Leftovers to Lifesavers: Campus Food Recovery Fridge Kicks Off

November 7, 2024

Tucked in a cozy corner of the Science Center lies a mysterious fridge with a habit of refilling itself. Bundt cakes, ham sandwiches, and strudels attract late-for-class and late-night Swattie snackers from all corners of the campus as they grab a quick bite of free food. The magic is the newly launched Food Recovery Fridge. 

The Food Recovery Fridge — located in the Science Center Room 199 lobby (the side closer to Singer Hall) — redistributes unused food from catered events on campus to members of the community at zero cost. This initiative was introduced by Swarthmore’s Office of Sustainability. President’s Sustainability Research Fellow Saumya Raj ’25 began working on the project during the 2023-24 academic year under the mentorship of Associate Director of Sustainability Clare Hyre. Saumya also mentioned the support of administrators Andrew Feick, Elizabeth Drake, and Anthony Coschignano in implementing the fridge. The fridge emerged from a key observation: while numerous catered events each week often left food behind and created waste, students faced late-night empty stomachs. The program helps close this gap by providing a designated refrigerator to safely collect and redistribute edible leftovers from events. This not only tackles issues of waste and peckishness but also encourages a cultural shift toward sustainability and resourcefulness on campus.

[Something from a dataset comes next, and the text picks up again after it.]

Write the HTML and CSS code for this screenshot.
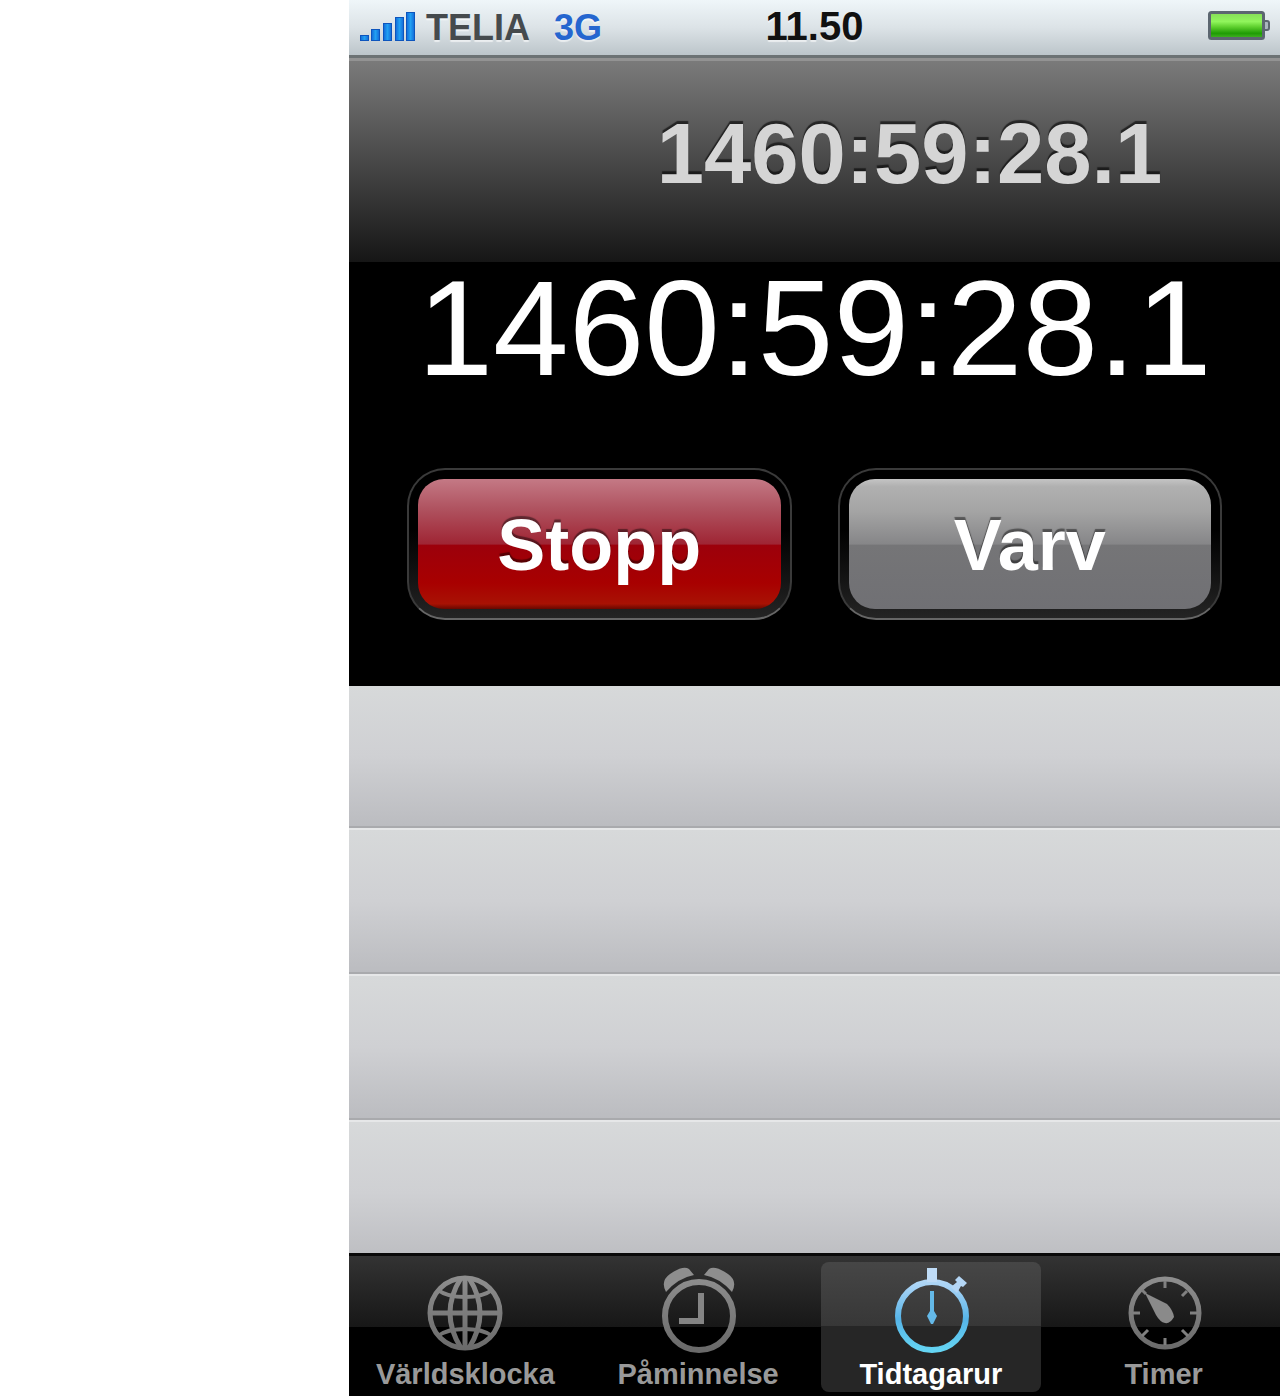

In the early stages of the initiative, the founder recognized the importance of connecting with other campus resources to bring their plan to life. Partnering with Swarthmore Dining Retail Manager Tim Smith and Green Advisors Addie Franklin ’27 and Yuki Yamada ’27, they assembled a team with diverse roles to support the food recovery and redistribution process. The Food Recovery Fridge became a collaborative project, with contributions from multiple groups across campus, all working towards advancing sustainability efforts.

“When we throw away food, we’re not just wasting calories or nutrients; we’re wasting the labor of those who grew it, the energy used to transport it, and the love used to prepare it. By building this system of food recovery, we’re reinforcing the idea that every meal matters,” said Saumya, a founder of this initiative. “Our goal has always been to merge sustainability with comfort and tackle the challenge of how to make sustainable living truly comfortable and accessible.”

Photo Credit: Laurence Kesterson, Swarthmore Communications; Saumya, center, cuts a ribbon in celebration of the opening of the Food Recovery fridge.

The workings of the fridge are simple. After catered events, organizers will safely and hygienically place leftover food in good condition into the fridge. Each item in the refrigerator is labeled with information about the food, such as its type, any known allergens, and the date it was first served. Then, community members are able to make informed choices about what to take and enjoy a late-night snack or a quick morning breakfast. Gloves, trays, carts, tongs, and other serving utensils are provided to ensure a touch- and contamination-free process.

With the initiative established, more and more students have been seen carrying around different kinds of catered food not found at campus cafes. 

“It’s really nice to be able to grab a quick snack whenever needed, or even a meal if the Science Center or other food places are closed,” said Violet Garibaldi ’28, a frequent user of the fridge. “It also just feels good to put perfectly good food to use instead of seeing it get thrown out.”

In fact, the popularity of this fridge has led to the speedy emptying of its contents, bringing to attention the impact of this initiative.

Yamada, a member of the food recovery team, said, “Sometimes the cycle goes so fast that there is no food left when someone visits the fridge! Seeing this, I feel the impact of this initiative. I had not realized that there were so many leftovers after the event until they started to be stored.”

To keep this momentum going, there are a few simple ways the community can support the initiative. 

“If you are a student, staff, or faculty member, please take the time to stop by the fridge, get acquainted with our short list of steps for using the fridge, and enjoy some food! And if you are in charge of a club activity or event on campus, you can bring your food to the fridge! Just make sure to follow our steps for placing food in the fridge!” said Franklin, another member of the food recovery team.

Looking into the future, the food recovery team believes that the fridge’s impact will stay on the rise. They hope to gather feedback to make this initiative more effective, accessible, and impactful to the community.

“In terms of student feedback, we are in the process of creating a feedback form for people to tell us how they use the fridge,” Yamada said. “We look forward to receiving many responses and improving the project even more.”